━━━━━ Material supplied ━━━━━
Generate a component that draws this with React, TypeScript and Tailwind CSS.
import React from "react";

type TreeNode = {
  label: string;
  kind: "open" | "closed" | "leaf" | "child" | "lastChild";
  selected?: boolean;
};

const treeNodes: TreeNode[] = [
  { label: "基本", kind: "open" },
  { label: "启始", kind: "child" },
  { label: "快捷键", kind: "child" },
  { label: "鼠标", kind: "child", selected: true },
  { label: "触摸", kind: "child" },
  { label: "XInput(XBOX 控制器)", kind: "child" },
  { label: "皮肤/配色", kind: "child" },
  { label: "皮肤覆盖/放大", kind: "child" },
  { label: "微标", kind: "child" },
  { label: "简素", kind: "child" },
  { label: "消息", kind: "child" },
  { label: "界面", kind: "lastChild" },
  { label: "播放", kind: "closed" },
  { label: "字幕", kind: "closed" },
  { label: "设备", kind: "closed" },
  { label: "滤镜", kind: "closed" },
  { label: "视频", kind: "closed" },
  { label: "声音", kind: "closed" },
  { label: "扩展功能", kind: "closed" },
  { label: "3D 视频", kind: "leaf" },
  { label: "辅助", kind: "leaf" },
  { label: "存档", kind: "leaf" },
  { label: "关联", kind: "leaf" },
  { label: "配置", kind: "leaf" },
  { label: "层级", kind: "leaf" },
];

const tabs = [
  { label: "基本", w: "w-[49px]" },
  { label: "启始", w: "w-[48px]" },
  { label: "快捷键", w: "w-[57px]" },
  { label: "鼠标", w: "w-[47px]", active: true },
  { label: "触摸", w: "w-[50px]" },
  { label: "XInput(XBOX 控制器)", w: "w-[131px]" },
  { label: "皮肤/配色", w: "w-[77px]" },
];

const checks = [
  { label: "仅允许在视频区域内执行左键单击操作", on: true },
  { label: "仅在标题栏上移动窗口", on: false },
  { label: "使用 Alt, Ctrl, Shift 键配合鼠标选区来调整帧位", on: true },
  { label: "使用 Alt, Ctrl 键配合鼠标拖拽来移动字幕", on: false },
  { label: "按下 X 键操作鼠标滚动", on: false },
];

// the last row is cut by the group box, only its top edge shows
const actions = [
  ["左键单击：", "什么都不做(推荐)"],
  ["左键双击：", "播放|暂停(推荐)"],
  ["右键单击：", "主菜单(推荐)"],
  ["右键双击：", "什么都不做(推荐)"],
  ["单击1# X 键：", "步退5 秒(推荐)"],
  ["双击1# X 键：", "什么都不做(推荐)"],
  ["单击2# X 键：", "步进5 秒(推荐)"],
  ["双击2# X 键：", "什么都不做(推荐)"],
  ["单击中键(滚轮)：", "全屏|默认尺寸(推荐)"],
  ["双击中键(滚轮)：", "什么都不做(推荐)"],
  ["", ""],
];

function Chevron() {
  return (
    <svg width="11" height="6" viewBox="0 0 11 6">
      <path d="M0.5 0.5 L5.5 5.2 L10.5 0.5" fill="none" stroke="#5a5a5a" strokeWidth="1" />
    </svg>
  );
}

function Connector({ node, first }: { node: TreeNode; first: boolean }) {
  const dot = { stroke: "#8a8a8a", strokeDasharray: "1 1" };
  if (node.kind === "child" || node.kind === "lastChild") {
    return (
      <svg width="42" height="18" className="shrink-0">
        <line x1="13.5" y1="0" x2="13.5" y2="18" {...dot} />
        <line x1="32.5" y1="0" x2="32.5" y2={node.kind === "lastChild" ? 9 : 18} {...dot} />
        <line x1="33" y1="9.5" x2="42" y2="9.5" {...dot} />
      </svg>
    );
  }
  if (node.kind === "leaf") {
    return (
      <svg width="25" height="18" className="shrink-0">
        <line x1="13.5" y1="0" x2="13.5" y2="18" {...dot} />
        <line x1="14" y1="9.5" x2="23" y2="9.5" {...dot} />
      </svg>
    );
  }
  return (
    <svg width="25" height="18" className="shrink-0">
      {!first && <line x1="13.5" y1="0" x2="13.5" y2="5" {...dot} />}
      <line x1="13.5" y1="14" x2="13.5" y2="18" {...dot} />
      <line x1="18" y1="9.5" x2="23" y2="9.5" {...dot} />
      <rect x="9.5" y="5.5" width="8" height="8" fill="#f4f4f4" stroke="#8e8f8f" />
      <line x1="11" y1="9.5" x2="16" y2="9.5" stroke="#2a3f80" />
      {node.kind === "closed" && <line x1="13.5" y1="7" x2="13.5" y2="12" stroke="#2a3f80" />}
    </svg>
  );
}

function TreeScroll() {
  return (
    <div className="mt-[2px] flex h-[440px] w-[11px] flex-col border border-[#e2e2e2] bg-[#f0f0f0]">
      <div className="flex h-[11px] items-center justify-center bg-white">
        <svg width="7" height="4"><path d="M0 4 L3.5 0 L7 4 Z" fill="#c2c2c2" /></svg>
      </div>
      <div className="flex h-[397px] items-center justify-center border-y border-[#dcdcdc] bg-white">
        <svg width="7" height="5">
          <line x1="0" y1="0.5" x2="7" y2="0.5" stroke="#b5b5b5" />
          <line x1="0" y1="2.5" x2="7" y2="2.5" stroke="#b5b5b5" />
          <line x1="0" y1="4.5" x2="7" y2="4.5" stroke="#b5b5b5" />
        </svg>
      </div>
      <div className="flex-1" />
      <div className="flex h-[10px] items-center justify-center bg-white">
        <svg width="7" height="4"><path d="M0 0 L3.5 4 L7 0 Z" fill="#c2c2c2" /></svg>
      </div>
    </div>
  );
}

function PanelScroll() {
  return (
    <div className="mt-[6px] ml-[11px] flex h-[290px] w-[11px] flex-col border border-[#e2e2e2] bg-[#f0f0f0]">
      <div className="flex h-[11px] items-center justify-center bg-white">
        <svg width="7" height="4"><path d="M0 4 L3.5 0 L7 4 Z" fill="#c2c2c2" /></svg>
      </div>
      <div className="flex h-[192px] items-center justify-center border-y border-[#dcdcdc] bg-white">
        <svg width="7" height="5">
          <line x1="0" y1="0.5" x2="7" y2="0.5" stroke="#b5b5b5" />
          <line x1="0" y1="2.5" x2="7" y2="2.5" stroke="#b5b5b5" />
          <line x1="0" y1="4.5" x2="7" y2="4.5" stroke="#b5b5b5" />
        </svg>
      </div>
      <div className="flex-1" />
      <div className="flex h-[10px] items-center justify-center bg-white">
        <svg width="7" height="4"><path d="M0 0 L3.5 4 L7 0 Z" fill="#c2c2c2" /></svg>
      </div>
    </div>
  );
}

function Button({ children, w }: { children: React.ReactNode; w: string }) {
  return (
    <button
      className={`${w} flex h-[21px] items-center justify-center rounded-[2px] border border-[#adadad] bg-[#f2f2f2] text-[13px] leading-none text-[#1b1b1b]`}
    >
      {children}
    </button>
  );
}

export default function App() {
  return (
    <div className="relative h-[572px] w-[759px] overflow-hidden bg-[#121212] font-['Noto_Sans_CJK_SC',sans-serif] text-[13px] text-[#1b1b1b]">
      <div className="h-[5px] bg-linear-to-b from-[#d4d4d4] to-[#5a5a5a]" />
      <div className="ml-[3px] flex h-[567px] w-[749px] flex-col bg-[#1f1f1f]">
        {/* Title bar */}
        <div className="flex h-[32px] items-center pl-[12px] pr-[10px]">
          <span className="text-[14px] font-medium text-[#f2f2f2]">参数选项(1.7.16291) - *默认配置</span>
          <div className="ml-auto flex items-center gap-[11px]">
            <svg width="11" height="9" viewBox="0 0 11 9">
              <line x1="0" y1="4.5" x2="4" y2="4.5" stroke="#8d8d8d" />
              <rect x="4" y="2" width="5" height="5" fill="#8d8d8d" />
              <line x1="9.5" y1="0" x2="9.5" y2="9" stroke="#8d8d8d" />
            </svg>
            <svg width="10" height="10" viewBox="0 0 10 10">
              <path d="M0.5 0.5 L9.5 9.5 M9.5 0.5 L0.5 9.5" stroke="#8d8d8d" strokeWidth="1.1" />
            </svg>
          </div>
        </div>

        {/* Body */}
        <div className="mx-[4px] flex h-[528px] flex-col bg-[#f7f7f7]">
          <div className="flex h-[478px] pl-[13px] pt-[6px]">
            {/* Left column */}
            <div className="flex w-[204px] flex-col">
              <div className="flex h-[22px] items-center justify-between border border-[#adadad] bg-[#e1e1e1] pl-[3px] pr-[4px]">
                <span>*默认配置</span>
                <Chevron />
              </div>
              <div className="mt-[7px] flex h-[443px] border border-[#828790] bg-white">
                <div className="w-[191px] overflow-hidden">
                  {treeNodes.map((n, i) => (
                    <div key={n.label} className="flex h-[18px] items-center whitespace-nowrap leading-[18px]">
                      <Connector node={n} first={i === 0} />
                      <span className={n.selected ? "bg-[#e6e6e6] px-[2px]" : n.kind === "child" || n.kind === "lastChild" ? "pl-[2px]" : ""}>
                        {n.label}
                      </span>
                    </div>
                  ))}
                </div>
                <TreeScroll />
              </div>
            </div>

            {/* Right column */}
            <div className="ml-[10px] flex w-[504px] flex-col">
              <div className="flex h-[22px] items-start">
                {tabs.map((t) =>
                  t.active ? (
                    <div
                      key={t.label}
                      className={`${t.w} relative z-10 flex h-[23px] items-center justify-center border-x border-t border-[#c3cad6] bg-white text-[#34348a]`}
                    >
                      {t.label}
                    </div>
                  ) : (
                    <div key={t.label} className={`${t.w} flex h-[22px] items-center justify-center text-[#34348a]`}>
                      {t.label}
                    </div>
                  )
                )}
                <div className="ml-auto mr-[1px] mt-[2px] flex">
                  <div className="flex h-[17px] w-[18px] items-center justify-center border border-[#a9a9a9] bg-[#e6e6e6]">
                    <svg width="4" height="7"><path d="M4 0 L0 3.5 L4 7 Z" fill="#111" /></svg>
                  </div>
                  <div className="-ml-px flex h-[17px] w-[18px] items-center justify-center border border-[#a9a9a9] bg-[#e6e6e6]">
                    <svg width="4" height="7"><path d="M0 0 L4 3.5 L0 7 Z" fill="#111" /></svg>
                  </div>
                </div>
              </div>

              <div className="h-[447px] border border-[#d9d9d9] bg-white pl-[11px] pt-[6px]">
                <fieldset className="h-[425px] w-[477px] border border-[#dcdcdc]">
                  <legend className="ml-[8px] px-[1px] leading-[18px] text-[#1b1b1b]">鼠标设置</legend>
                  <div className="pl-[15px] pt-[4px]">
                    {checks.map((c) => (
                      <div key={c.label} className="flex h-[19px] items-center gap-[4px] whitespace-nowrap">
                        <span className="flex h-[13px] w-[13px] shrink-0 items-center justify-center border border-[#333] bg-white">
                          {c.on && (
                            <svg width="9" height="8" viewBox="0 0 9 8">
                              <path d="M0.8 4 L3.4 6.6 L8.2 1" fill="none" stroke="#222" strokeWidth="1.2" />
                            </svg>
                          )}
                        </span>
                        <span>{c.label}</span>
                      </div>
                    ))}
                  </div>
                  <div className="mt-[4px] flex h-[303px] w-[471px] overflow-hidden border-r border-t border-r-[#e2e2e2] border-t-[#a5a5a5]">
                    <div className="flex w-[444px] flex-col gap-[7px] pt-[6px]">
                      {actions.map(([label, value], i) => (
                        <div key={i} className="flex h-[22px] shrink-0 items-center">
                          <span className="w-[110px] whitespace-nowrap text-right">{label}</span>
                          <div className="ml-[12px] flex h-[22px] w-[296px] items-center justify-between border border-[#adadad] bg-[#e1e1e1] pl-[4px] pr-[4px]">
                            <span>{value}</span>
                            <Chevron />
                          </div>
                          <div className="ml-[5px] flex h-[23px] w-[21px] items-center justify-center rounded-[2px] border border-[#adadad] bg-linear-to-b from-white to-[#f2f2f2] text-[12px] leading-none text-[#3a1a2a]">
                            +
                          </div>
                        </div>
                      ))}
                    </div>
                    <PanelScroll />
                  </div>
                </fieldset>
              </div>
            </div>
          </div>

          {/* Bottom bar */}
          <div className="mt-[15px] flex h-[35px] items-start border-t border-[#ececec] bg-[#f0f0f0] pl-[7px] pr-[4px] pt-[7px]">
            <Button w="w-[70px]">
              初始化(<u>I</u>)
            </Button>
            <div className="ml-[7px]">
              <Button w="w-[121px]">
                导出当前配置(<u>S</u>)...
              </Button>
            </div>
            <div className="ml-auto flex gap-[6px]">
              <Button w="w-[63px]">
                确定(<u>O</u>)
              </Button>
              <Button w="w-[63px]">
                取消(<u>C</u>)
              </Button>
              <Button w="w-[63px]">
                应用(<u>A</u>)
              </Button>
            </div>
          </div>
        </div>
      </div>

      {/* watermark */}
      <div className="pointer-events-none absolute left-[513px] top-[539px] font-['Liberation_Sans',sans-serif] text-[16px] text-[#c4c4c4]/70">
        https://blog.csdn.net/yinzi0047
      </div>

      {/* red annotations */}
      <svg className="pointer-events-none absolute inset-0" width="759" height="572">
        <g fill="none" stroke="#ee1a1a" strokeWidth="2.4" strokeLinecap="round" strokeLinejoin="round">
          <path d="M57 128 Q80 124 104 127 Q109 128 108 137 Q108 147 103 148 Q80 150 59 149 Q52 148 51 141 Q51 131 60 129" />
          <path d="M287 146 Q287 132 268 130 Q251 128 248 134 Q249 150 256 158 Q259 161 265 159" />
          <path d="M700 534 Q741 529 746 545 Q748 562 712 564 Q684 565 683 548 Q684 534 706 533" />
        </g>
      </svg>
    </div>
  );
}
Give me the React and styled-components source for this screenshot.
━━━━━
(Task directions) Look through the records and gather each line with the word "this".

(Reply)
Generate a component that draws this with React, TypeScript and Tailwind CSS.
Give me the React and styled-components source for this screenshot.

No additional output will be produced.